Your objective: Filter the listing and keep only the lines with the word "image".

Available data:
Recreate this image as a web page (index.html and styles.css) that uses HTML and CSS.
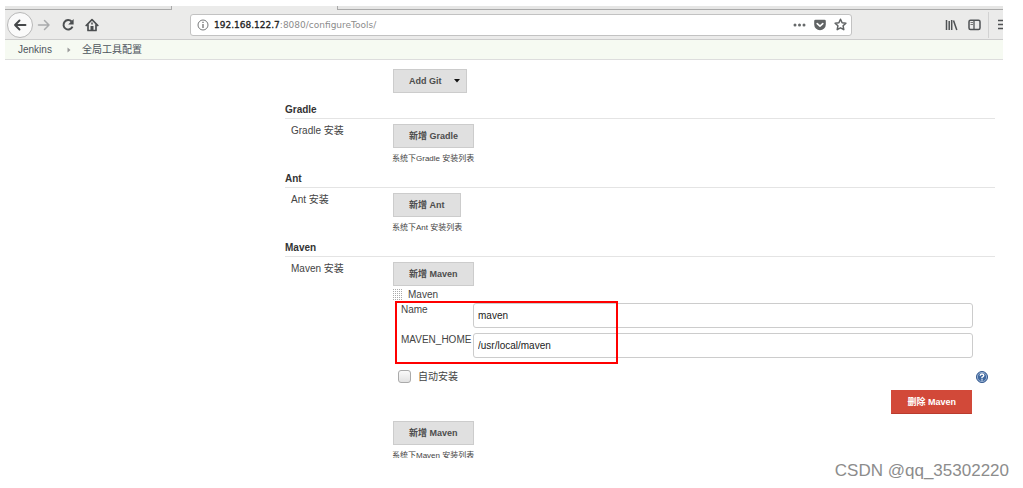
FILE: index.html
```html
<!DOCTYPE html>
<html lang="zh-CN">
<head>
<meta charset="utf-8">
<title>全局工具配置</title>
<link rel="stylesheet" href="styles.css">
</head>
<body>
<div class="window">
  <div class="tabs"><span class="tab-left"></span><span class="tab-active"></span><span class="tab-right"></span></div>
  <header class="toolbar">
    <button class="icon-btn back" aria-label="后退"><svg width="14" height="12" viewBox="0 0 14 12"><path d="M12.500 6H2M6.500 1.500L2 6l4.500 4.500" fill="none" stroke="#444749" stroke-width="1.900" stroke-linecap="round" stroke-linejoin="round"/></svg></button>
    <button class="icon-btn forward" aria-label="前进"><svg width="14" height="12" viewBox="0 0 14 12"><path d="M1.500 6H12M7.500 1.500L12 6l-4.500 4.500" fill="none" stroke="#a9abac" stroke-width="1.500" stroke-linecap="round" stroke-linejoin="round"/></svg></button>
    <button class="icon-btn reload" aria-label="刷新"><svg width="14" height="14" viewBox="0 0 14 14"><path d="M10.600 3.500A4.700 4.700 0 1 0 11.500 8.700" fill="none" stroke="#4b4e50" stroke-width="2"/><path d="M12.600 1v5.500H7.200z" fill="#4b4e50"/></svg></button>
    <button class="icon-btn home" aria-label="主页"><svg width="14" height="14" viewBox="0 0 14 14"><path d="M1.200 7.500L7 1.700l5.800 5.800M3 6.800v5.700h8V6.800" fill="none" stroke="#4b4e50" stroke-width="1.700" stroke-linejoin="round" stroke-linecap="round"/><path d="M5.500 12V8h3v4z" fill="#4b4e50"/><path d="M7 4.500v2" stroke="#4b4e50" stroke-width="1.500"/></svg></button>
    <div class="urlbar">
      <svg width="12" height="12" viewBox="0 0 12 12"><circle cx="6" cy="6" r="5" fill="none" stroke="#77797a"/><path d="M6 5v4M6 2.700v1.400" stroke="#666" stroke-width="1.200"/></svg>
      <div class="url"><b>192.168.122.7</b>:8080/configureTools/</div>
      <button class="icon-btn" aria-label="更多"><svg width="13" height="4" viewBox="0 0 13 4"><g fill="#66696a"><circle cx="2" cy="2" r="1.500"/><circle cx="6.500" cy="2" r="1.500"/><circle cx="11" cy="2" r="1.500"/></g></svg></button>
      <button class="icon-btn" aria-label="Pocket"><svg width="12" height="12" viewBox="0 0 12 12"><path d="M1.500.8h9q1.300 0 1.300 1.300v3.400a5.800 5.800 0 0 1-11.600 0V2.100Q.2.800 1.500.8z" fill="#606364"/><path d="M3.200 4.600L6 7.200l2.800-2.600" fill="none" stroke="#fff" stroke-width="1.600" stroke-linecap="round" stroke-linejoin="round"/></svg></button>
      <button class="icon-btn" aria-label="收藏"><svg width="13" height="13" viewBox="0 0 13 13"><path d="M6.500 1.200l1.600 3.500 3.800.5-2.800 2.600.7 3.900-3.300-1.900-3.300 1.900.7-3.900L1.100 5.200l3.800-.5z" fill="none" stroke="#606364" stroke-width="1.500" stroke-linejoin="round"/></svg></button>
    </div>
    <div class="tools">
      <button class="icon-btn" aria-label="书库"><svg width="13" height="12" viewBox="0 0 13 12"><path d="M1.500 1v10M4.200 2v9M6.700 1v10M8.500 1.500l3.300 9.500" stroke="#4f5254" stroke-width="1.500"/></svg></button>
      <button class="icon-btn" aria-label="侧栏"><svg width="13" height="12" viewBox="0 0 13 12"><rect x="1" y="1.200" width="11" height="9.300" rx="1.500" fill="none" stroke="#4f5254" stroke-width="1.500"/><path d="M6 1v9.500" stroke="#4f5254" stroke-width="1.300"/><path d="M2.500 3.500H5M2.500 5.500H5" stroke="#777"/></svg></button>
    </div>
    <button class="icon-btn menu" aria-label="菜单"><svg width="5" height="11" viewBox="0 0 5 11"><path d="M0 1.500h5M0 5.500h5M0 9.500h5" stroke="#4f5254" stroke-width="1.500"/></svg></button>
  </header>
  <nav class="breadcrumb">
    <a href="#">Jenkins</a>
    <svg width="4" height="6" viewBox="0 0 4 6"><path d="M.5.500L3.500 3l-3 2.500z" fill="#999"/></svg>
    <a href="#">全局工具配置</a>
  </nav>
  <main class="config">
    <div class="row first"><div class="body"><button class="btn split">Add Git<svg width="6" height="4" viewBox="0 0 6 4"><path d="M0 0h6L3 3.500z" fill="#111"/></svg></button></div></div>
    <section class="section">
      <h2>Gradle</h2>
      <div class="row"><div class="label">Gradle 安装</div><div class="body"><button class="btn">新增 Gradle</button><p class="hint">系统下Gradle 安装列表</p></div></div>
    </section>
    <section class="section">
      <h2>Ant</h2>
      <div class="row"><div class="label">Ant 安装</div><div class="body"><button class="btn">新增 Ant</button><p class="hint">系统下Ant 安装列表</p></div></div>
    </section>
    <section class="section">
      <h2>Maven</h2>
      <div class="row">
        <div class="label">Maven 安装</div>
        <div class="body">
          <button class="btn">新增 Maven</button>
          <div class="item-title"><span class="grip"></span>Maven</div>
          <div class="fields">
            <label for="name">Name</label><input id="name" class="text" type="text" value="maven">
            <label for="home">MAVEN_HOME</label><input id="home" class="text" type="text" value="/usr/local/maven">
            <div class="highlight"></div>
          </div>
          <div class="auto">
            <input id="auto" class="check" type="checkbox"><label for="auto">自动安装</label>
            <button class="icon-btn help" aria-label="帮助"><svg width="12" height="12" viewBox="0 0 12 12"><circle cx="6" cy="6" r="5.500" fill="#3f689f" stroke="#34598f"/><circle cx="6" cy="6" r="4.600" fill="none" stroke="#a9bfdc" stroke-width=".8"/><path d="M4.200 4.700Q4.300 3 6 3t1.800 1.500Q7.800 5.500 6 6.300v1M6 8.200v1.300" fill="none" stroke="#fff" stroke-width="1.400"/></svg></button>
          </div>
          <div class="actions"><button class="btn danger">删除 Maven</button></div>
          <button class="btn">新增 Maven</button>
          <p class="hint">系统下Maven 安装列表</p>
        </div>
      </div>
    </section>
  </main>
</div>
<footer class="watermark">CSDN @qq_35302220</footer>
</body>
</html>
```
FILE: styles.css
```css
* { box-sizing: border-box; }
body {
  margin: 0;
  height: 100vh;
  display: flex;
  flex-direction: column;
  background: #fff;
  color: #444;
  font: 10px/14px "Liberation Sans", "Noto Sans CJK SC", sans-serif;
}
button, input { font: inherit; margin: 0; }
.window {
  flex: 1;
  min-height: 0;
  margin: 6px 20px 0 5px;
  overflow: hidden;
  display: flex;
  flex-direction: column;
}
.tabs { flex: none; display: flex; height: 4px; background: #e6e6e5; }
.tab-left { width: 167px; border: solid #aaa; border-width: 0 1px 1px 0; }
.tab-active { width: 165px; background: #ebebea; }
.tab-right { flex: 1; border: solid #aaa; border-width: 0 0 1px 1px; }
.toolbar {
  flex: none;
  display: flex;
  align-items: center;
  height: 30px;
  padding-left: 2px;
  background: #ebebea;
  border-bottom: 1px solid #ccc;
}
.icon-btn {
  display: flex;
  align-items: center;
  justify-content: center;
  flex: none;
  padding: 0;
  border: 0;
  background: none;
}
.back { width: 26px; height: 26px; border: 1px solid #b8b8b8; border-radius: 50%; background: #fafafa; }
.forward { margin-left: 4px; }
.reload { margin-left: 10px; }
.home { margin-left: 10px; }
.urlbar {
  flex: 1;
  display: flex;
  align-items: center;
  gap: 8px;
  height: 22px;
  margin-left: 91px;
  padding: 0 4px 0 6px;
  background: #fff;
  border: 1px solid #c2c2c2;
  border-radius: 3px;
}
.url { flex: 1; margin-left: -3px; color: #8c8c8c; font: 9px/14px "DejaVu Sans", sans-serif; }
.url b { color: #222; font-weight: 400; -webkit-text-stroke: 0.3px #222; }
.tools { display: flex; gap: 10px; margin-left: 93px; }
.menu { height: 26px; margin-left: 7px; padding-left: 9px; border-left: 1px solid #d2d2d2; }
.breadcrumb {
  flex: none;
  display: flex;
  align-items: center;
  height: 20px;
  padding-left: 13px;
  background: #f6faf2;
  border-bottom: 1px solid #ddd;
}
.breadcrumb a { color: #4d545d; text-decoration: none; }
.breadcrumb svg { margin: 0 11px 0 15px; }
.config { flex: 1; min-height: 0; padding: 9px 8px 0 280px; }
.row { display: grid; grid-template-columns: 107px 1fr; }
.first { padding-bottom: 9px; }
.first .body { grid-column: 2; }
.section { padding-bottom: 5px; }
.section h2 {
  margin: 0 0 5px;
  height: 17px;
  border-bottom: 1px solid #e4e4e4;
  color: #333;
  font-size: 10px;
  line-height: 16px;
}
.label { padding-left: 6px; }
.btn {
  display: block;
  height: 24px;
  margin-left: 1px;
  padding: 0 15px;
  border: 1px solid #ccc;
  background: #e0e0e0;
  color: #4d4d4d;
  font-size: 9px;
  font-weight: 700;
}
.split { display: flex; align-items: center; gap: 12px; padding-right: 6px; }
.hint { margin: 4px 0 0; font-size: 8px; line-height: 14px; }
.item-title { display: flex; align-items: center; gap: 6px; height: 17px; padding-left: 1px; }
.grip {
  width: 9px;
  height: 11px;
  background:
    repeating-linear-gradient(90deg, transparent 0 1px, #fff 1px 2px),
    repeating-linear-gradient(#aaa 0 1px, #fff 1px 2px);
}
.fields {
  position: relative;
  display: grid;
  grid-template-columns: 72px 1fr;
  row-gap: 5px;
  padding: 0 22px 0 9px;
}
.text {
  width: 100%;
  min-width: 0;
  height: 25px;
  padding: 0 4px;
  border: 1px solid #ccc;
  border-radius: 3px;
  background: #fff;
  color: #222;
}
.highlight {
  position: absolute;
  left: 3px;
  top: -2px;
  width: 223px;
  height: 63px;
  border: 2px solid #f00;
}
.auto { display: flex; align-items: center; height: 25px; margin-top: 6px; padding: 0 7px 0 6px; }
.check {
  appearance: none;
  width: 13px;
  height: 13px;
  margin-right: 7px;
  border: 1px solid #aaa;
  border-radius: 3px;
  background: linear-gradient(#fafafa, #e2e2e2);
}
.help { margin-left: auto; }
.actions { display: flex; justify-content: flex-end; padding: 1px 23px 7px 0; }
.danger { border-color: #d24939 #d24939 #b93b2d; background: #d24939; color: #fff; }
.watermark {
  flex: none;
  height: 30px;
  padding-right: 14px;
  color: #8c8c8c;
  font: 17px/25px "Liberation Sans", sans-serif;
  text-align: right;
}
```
...
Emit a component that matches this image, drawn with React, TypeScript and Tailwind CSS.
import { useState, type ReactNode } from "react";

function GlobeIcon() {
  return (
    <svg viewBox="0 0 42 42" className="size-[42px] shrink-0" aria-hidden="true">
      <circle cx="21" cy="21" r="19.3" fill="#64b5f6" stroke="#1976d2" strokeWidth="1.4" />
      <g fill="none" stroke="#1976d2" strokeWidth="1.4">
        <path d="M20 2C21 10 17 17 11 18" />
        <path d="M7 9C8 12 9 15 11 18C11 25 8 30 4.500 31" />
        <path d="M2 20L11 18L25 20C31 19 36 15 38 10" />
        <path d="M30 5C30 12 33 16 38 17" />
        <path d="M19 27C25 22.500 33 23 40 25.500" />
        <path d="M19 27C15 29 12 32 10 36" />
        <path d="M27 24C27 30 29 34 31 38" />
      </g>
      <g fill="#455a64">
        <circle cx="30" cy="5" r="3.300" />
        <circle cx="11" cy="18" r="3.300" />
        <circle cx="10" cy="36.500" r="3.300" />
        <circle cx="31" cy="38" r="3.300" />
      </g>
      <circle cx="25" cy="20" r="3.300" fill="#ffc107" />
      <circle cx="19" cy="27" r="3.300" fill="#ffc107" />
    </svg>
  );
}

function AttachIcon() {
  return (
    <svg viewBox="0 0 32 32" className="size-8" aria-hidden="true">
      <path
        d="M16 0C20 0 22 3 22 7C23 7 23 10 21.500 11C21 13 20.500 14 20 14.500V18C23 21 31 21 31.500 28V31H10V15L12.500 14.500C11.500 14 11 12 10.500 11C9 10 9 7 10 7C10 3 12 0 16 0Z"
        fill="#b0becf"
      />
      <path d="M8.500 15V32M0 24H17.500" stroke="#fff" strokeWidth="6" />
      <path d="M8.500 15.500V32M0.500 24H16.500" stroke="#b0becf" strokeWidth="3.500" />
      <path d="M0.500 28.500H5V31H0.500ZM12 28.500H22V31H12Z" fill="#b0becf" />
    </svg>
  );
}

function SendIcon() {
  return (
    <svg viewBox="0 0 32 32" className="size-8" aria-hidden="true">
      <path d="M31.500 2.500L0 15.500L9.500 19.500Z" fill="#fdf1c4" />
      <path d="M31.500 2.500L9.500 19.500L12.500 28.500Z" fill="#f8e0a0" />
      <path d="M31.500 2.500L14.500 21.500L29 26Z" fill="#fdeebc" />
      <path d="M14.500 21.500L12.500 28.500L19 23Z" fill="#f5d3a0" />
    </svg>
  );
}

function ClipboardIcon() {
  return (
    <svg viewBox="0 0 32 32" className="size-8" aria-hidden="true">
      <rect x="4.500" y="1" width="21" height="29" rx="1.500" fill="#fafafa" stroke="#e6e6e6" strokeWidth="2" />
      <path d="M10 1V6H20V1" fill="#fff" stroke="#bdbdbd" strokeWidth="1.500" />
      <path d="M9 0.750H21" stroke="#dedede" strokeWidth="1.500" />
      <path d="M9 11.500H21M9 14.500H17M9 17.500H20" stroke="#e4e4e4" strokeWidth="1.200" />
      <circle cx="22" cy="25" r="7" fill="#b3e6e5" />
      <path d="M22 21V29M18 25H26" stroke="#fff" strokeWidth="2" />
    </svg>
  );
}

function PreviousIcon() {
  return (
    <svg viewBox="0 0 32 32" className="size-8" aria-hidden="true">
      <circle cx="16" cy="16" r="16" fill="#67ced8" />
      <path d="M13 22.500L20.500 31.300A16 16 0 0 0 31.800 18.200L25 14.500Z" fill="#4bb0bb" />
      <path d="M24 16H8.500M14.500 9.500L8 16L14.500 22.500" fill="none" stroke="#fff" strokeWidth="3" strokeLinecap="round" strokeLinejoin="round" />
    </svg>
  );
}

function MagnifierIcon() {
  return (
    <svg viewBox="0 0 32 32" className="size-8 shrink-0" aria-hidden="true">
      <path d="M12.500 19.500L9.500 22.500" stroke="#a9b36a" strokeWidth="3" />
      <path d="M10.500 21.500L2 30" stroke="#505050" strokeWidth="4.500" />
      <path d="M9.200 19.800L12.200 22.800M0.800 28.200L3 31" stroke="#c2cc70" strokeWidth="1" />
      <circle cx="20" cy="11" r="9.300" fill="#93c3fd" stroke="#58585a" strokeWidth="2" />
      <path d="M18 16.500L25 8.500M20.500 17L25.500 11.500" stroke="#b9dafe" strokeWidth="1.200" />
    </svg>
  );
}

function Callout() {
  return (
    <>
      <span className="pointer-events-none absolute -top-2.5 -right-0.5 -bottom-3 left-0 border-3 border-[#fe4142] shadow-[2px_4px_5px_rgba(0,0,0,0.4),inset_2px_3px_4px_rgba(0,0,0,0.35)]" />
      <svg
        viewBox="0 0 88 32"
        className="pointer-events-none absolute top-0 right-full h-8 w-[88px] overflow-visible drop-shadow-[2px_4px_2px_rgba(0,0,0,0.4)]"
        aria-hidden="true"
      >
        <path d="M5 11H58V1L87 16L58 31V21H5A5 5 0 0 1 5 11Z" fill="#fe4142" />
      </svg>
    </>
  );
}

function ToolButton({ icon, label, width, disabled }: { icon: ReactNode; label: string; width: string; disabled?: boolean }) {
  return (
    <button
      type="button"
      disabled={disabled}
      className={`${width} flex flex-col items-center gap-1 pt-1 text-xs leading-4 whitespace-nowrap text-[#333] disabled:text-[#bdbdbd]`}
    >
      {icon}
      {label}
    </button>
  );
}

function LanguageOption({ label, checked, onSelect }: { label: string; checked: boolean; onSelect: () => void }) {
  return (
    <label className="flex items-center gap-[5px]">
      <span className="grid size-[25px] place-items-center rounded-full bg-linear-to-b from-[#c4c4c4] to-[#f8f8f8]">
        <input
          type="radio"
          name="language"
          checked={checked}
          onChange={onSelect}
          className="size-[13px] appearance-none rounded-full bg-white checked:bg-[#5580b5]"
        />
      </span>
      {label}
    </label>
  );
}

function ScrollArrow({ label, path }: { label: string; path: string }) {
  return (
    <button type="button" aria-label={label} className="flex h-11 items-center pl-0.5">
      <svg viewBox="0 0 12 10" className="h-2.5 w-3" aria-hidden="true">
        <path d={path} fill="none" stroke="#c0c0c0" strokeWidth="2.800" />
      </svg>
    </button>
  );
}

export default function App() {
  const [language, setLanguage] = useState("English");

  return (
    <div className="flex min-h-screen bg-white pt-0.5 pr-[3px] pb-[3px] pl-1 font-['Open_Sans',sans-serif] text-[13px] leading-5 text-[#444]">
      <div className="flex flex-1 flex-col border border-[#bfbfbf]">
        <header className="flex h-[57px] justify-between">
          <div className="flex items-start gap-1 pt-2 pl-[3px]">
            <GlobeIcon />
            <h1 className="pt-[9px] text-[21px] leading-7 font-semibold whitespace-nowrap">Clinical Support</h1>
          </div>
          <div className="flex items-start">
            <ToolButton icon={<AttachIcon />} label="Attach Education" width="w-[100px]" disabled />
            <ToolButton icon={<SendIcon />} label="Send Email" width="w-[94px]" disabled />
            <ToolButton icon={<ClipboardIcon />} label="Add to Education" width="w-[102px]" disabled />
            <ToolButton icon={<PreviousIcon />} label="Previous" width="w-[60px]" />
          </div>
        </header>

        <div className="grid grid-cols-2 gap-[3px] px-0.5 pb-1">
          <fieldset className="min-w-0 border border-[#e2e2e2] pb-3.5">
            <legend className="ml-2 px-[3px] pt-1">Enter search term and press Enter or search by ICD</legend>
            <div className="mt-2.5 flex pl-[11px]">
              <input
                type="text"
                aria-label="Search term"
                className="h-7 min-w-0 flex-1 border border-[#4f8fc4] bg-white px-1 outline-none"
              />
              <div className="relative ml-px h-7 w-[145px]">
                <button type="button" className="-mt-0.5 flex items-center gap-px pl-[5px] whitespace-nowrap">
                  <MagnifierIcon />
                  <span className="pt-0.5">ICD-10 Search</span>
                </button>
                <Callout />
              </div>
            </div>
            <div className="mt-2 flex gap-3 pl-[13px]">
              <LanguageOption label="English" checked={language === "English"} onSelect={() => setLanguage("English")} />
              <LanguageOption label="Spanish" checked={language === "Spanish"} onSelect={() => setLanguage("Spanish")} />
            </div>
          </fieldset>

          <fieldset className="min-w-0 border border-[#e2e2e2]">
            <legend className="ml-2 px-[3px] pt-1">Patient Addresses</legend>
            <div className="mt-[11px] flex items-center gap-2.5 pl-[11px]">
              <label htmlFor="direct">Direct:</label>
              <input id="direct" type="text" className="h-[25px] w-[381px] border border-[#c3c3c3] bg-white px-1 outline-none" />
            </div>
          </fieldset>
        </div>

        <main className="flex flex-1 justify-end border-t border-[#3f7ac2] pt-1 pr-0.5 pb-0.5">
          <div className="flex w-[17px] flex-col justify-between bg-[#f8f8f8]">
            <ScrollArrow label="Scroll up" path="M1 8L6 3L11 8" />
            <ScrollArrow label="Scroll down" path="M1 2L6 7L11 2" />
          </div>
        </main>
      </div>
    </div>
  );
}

Answer to the task:
Recreate this image as a web page (index.html and styles.css) that uses HTML and CSS.
Emit a component that matches this image, drawn with React, TypeScript and Tailwind CSS.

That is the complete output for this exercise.